8> Staging the Superstitions of Early Modern Europe provides a deep well of ideas into which the reader may dip at will. Even essays such as Lea’s and Pearson’s, both dealing with The Late Lancashire Witches, function as entirely separate entities, with their own interpretive summaries of the work. The collection concludes with a fine, exhaustive bibliography; many of the works that appear in it are not cited in any of the essays in the collection, representing diligent work by editors Theile and McCarthy. Staging the Superstitions of Early Modern Europe is a useful resource for institutional libraries and scholars of early modern superstitions – particularly those related to demonism and witchcraft – in the fields of history, philosophy and literature.

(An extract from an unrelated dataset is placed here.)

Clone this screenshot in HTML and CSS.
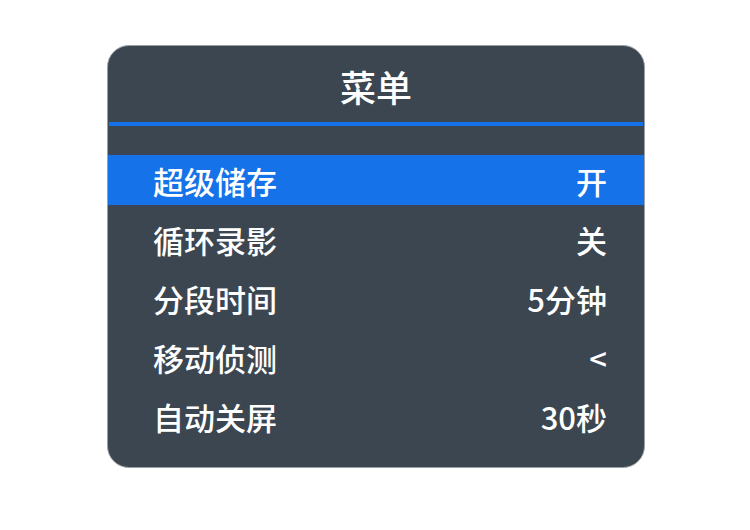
FILE: index.html
```html
<!DOCTYPE html>
<html lang="zh-CN">
<head>
    <meta charset="UTF-8">
    <meta name="viewport" content="width=device-width, initial-scale=1.0">
    <title>菜单</title>
    <link rel="stylesheet" href="styles.css">
</head>
<body>
    <div class="menu">
        <div class="menu-title">菜单</div>
        <div class="menu-list">
            <div class="menu-item active"><span>超级储存</span><span>开</span></div>
            <div class="menu-item"><span>循环录影</span><span>关</span></div>
            <div class="menu-item"><span>分段时间</span><span>5分钟</span></div>
            <div class="menu-item"><span>移动侦测</span><span>&lt;</span></div>
            <div class="menu-item"><span>自动关屏</span><span>30秒</span></div>
        </div>
    </div>
</body>
</html>
```

FILE: styles.css
```css
body {
    margin: 0;
    background-color: #FFFFFF;
    font-family: "Noto Sans CJK SC", "Noto Sans", sans-serif;
    color: white;
}
.menu {
    box-sizing: border-box;
    width: 538px;
    height: 423px;
    margin: 45px 0 0 107px;
    background-color: #3B4651;
    border: 1px solid #9AA0A6;
    border-radius: 22px;
    overflow: hidden;
}
.menu-title {
    box-sizing: border-box;
    height: 80px;
    padding-top: 4px;
    display: flex;
    align-items: center;
    justify-content: center;
    font-size: 36px;
    font-weight: 500;
    border-bottom: 4px solid #1572E8;
    margin: 0 1px;
}
.menu-list {
    display: flex;
    flex-direction: column;
    gap: 9px;
    padding-top: 29px;
}
.menu-item {
    height: 50px;
    display: flex;
    align-items: center;
    justify-content: space-between;
    padding: 0 37px 0 45px;
    font-size: 31px;
    font-weight: 500;
}
.menu-item.active {
    background-color: #1572E8;
}
```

Regina Buccola is an Associate Professor in the Department of Literature and Languages at Roosevelt University in Chicago. She is also the Scholar in Residence at Chicago Shakespeare Theater. That theater is the subject of her most recent book, an essay collection co-edited with Peter Kanelos, Chicago Shakespeare Theater: Suiting the Action to the Word (NIU Press 2013). She is also the editor of A Midsummer Night’s Dream: A Critical Guide (Bloomsbury 2010) and the author of Fairies, Fractious Women, and the Old Faith: Fairy Lore in Early Modern British Drama and Culture (2006).